SHA-1 and DB Integrity

April 24, 2005 1PM PST

Applying cryptographic functions for fun and profit.

I’ve got two books sitting on my desk, PHP and MySQL for Dynamic Web Sites by Larry Ullman which is absolutely fantastic for bringing yourself up to speed if you already have rudimentary programming skills in other languages (though it could stand for an update), and the PHP Cookbook, an O’Reilly book which (so far) seems like a good reference for getting beyond the basics.

So, any guess on what I’ve been working with lately? I’ve been running this site on a pretty basic PHP foundation for a while now, and by basic I mean aside from some PHP includes, passing a couple of variables from page to page, and a slightly more complex spaghetti mess of a comment preview page, there’s not much PHP to be found here.

Relational databases, on the other hand, are an entirely new ball of wax. I’ve worked with people who use them. I’ve studied the flowcharts. I’ve formatted the data coming out of them. But I’ve never had to get my hands dirty before and actually make those connections myself. It’s been an interesting learning process as I’ve put together an application I’ve needed for a while, which really is the best way to learn. Reading a book and not applying the knowledge immediately is a good way to ensure you don’t retain it, I find. Anyway, on to the point of this article, which otherwise probably would have appeared out of left field if not for the above.

This is a particular problem I’ve run into. Up until recently, all user interaction with the database was limited to adding records. Aside from sloppy code, there were no real security risks to speak of. The new functionality I wanted to build would expose records for editing by the user, which is obviously problematic if the wrong people get access to them.

So the editing interface should be hidden behind a layer of verification. There are a few ways of going about this, a login form being the most obvious. Generating a username/password doesn’t make much sense in this context though; the ideal solution would be just a simple text link to get back into the interface and retrieve the data, which requires a unique querystring. Luckily, the data they had previously submitted provides ample doses of uniqueness, so generating one isn’t a problem. But this is also where the dilemma comes to light.

Let’s assume the unique data in this case is their name. So ‘Jane Smith’ is told to re-enter the application with a URI like so:

http://www.example.com/manager/?returnID=janesmith

Simple enough. Except guessing a different returnID value isn’t exactly difficult, so some records may potentially be exposed to the wrong people. Not good.

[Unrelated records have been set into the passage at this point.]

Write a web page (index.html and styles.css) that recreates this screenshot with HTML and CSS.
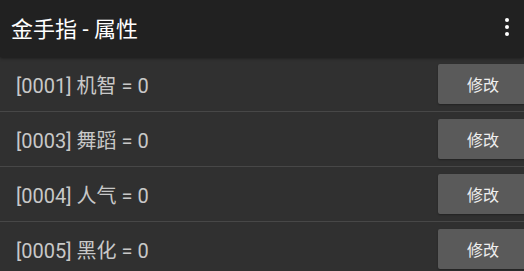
FILE: index.html
```html
<!DOCTYPE html>
<html lang="zh">
  <head>
    <meta charset="UTF-8" />
    <title>金手指 - 属性</title>
    <link rel="stylesheet" href="styles.css">
  </head>
  <body>
    <header class="toolbar">
      <h1>金手指 - 属性</h1>
      <div class="menu">
        <span></span><span></span><span></span>
      </div>
    </header>

    <ul class="attrs">
      <li class="attr">
        <span class="attr-name">[0001] 机智 = 0</span>
        <button>修改</button>
      </li>
      <li class="attr">
        <span class="attr-name">[0003] 舞蹈 = 0</span>
        <button>修改</button>
      </li>
      <li class="attr">
        <span class="attr-name">[0004] 人气 = 0</span>
        <button>修改</button>
      </li>
      <li class="attr">
        <span class="attr-name">[0005] 黑化 = 0</span>
        <button>修改</button>
      </li>
    </ul>
  </body>
</html>
```

FILE: styles.css
```css
body {
  font-family: Roboto, "Noto Sans CJK SC", sans-serif;
  margin: 0;
  padding: 0;
  background-color: #303030;
  overflow: hidden;
}

.toolbar {
  position: relative;
  z-index: 1;
  height: 57px;
  display: flex;
  align-items: center;
  padding: 0 0 4px 11px;
  box-sizing: border-box;
  background-color: #212121;
  color: #fff;
  box-shadow: 0 1px 3px rgba(0, 0, 0, 0.5);
}

.toolbar h1 {
  margin: 0;
  font-size: 22px;
  font-weight: normal;
}

.menu {
  margin-left: auto;
  width: 4px;
  margin-right: 15px;
  display: flex;
  flex-direction: column;
  gap: 3px;
}

.menu span {
  width: 4px;
  height: 4px;
  border-radius: 50%;
  background-color: #fff;
}

.attrs {
  list-style-type: none;
  margin: 0;
  padding: 0;
}

.attr {
  height: 54px;
  display: flex;
  align-items: center;
  padding-left: 16px;
  border-bottom: 1px solid #474747;
}

.attr-name {
  color: #c8c8c8;
  font-size: 20px;
}

.attr button {
  margin-left: auto;
  margin-right: -4px;
  width: 90px;
  height: 40px;
  border: none;
  border-radius: 2px;
  background-color: #5a5a5a;
  color: #eee;
  font-family: Roboto, "Noto Sans CJK SC", sans-serif;
  font-size: 16px;
  box-shadow: 0 1px 2px rgba(0, 0, 0, 0.3);
}
```
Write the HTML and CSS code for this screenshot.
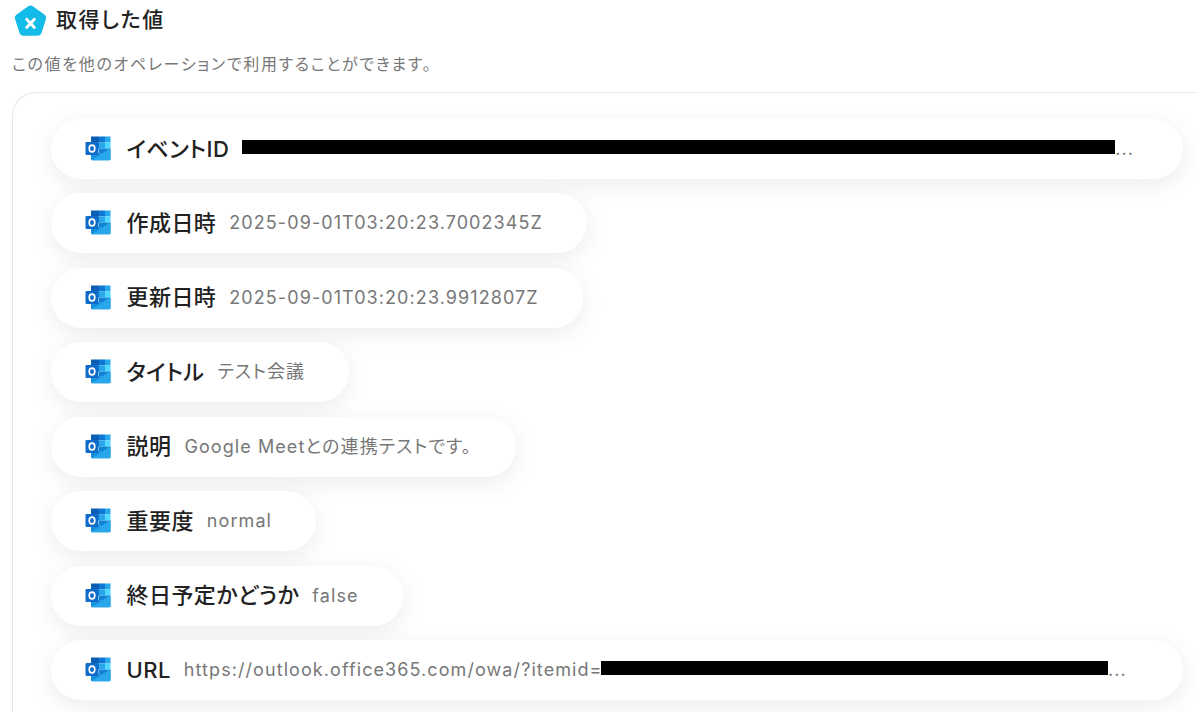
FILE: index.html
```html
<!DOCTYPE html>
<html lang="ja">
<head>
    <meta charset="UTF-8">
    <title>取得した値</title>
    <link rel="stylesheet" href="styles.css">
</head>
<body>
    <svg class="icon-defs" width="0" height="0" aria-hidden="true">
        <symbol id="outlook" viewBox="0 0 26 25">
            <rect x="6" y="0.500" width="8" height="6" fill="#0a5fb4"/>
            <rect x="14" y="0.500" width="6" height="6" fill="#0f78d4"/>
            <rect x="20" y="0.500" width="5.500" height="6" fill="#28a8ea"/>
            <rect x="6" y="6.500" width="8" height="6" fill="#0f78d4"/>
            <rect x="14" y="6.500" width="6" height="6" fill="#28a8ea"/>
            <rect x="20" y="6.500" width="5.500" height="6" fill="#50d9ff"/>
            <path fill="#1083d6" d="M14 12.500h11.500l-9 6-2.500-1.500z"/>
            <path fill="#1490df" d="M6 12.500l10.500 6 9-6V23a1.200 1.200 0 0 1-1.200 1.200H7.200A1.200 1.200 0 0 1 6 23z"/>
            <path fill="#28a8ea" d="M6.500 24.200l19-11.700V23a1.200 1.200 0 0 1-1.200 1.200z"/>
            <rect x="0.500" y="6" width="13" height="13" rx="1.200" fill="#0f6cc9"/>
            <ellipse cx="7" cy="12.500" rx="2.800" ry="3.400" fill="none" stroke="#fff" stroke-width="1.600"/>
        </symbol>
    </svg>

    <div class="heading">
        <svg class="badge" viewBox="0 0 32 32" aria-hidden="true">
            <path fill="#12bbe8" d="M13.600 2.200a4 4 0 0 1 4.800 0l10.200 7.500a4 4 0 0 1 1.400 4.500l-3.900 12a4 4 0 0 1-3.800 2.800H9.700a4 4 0 0 1-3.800-2.800L2 14.200a4 4 0 0 1 1.400-4.500z"/>
            <path fill="none" stroke="#fff" stroke-width="2.600" stroke-linecap="round" d="M12.500 14l7 7.500M19.500 14l-7 7.500"/>
        </svg>
        <h2>取得した値</h2>
    </div>
    <p class="note">この値を他のオペレーションで利用することができます。</p>

    <div class="panel">
        <div class="pill wide">
            <svg class="app-icon"><use href="#outlook"/></svg>
            <span class="name">イベントID</span>
            <span class="value"><span class="mask mask-id"></span>...</span>
        </div>
        <div class="pill">
            <svg class="app-icon"><use href="#outlook"/></svg>
            <span class="name">作成日時</span>
            <span class="value">2025-09-01T03:20:23.7002345Z</span>
        </div>
        <div class="pill">
            <svg class="app-icon"><use href="#outlook"/></svg>
            <span class="name">更新日時</span>
            <span class="value">2025-09-01T03:20:23.9912807Z</span>
        </div>
        <div class="pill">
            <svg class="app-icon"><use href="#outlook"/></svg>
            <span class="name">タイトル</span>
            <span class="value">テスト会議</span>
        </div>
        <div class="pill">
            <svg class="app-icon"><use href="#outlook"/></svg>
            <span class="name">説明</span>
            <span class="value">Google Meetとの連携テストです。</span>
        </div>
        <div class="pill">
            <svg class="app-icon"><use href="#outlook"/></svg>
            <span class="name">重要度</span>
            <span class="value">normal</span>
        </div>
        <div class="pill">
            <svg class="app-icon"><use href="#outlook"/></svg>
            <span class="name">終日予定かどうか</span>
            <span class="value">false</span>
        </div>
        <div class="pill wide">
            <svg class="app-icon"><use href="#outlook"/></svg>
            <span class="name">URL</span>
            <span class="value">https://outlook.office365.com/owa/?itemid=<span class="mask mask-url"></span>...</span>
        </div>
    </div>
</body>
</html>
```

FILE: styles.css
```css
* {
    margin: 0;
    padding: 0;
    box-sizing: border-box;
}

html, body {
    height: 100%;
    overflow: hidden;
}

body {
    font-family: Inter, "Noto Sans CJK JP", sans-serif;
    font-feature-settings: "palt";
    background: #fff;
    padding-left: 12px;
}

.icon-defs {
    position: absolute;
}

.heading {
    display: flex;
    align-items: center;
    gap: 8px;
    height: 40px;
    padding-left: 1px;
}

.badge {
    width: 35px;
    height: 35px;
    margin-top: 2px;
}

.heading h2 {
    font-size: 21px;
    line-height: 28px;
    font-weight: 500;
    color: #222;
    letter-spacing: 1.6px;
    margin-bottom: 1px;
}

.note {
    margin-top: 13px;
    font-size: 16px;
    line-height: 22px;
    color: #777;
    letter-spacing: 1.68px;
}

.panel {
    margin-top: 17px;
    width: 1200px;
    height: 640px;
    padding: 26px 0 0 38px;
    border: 1px solid #e6e6e6;
    border-right: none;
    border-radius: 24px 0 0 0;
    display: flex;
    flex-direction: column;
    align-items: flex-start;
    gap: 14.45px;
}

.pill {
    display: flex;
    align-items: center;
    height: 60px;
    padding: 0 44px 0 34px;
    background: #fff;
    border-radius: 30px;
    box-shadow: 0 6px 24px rgba(0, 0, 0, 0.08);
    white-space: nowrap;
}

.pill.wide {
    width: 1132px;
}

.app-icon {
    width: 26px;
    height: 25px;
    flex: none;
    margin-right: 15.5px;
    margin-bottom: 1px;
}

.name {
    font-size: 22px;
    line-height: 28px;
    font-weight: 500;
    color: #222;
    letter-spacing: 0.44px;
    margin-right: 13px;
    margin-bottom: 1px;
}

.value {
    font-size: 18px;
    line-height: 24px;
    color: #777;
    letter-spacing: 1.08px;
}

.mask {
    display: inline-block;
    height: 14px;
    background: #000;
    vertical-align: 1px;
}

.mask-id {
    width: 873px;
}

.mask-url {
    width: 507px;
    margin-left: -1.5px;
}
```
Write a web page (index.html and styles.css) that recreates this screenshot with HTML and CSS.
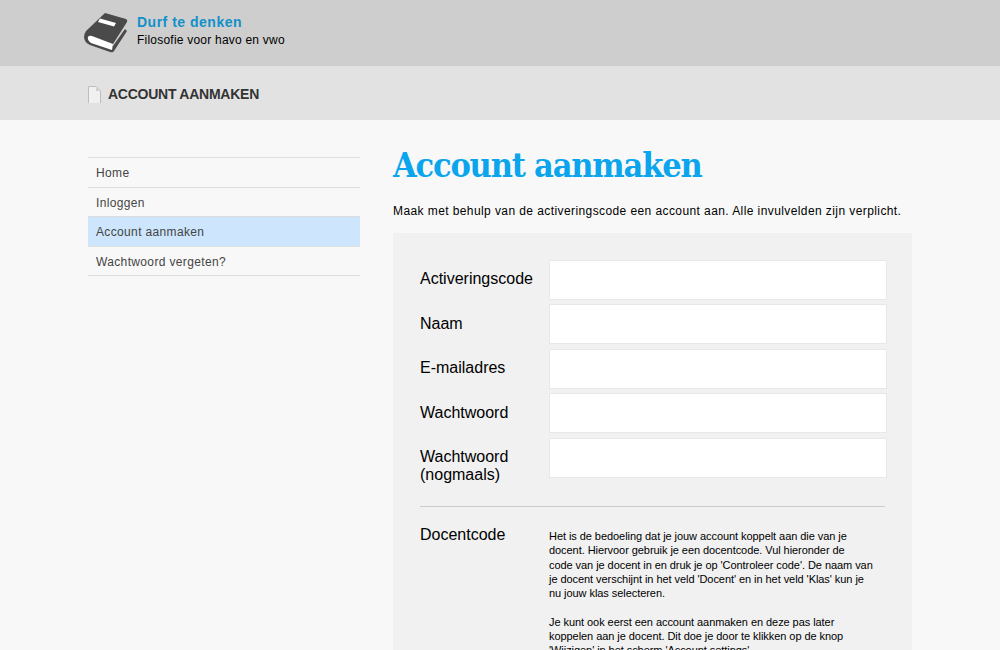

So it seemed the most effective way to fix this lay in using a cryptographic hash function like MD5 or SHA-1. (And yes, both have been broken by now, but collisions seem pretty much irrelevant when the hashes exist in a one-to-one relationship with only a few thousand records.) By running the name through the sha1 function:

<?php
  $hash = sha1("janesmith");
?>

We get a value that makes guessing pretty much impossible:

http://www.example.com/manager/?returnID=
40ab67d0840a91170a96c60614b9f72202ae22b8

But we’re not quite done yet. The last step is actually verifying the hash once the user returns, and this poses a choice between two equally not-very-good options. First, we can check the hash against those of each record calculated on the fly:

<?php
  $hash = $_GET['returnID'];
  $query = "SELECT name FROM table";
  $result = @mysql_query ($query);

  if ($result) {
   while ($row = mysql_fetch_array($result, MYSQL_NUM)) {
   if ($hash == sha1($row[0])) $successfulReturn = true;
  }
?>

There’s probably better syntax for that loop, but you get the idea. Presumably, though, this won’t scale very well. I didn’t bother testing, but I could easily imagine a few thousand dynamically-calculated SHA-1 hashes bogging down the server in a hurry.

So instead, storing a pre-calculated hash value for each record seems like a good way to ease up the load. Each new record inserted gets a value in the hash column, encoded with the sha1 function of course. Verifying is now as easy as a straight up string compare:

<?php
  $hash = $_GET['returnID'];
  $query = "SELECT record_id FROM table WHERE hash='$hash'";
  $result = @mysql_query ($query);
?>

Due to SHA-1 hashes being 40 bytes, there are minor storage space issues, but considering 10,000 records only add up to 4MB, it’s not worth obsessing over. It bothers me to have that dead weight for a somewhat minor function, but it’s the best I came up with. I’d be curious to compare notes with anyone else who’s grappled with similar problems — is SHA-1 overkill? Is there an easier way to do it that I’ve overlooked?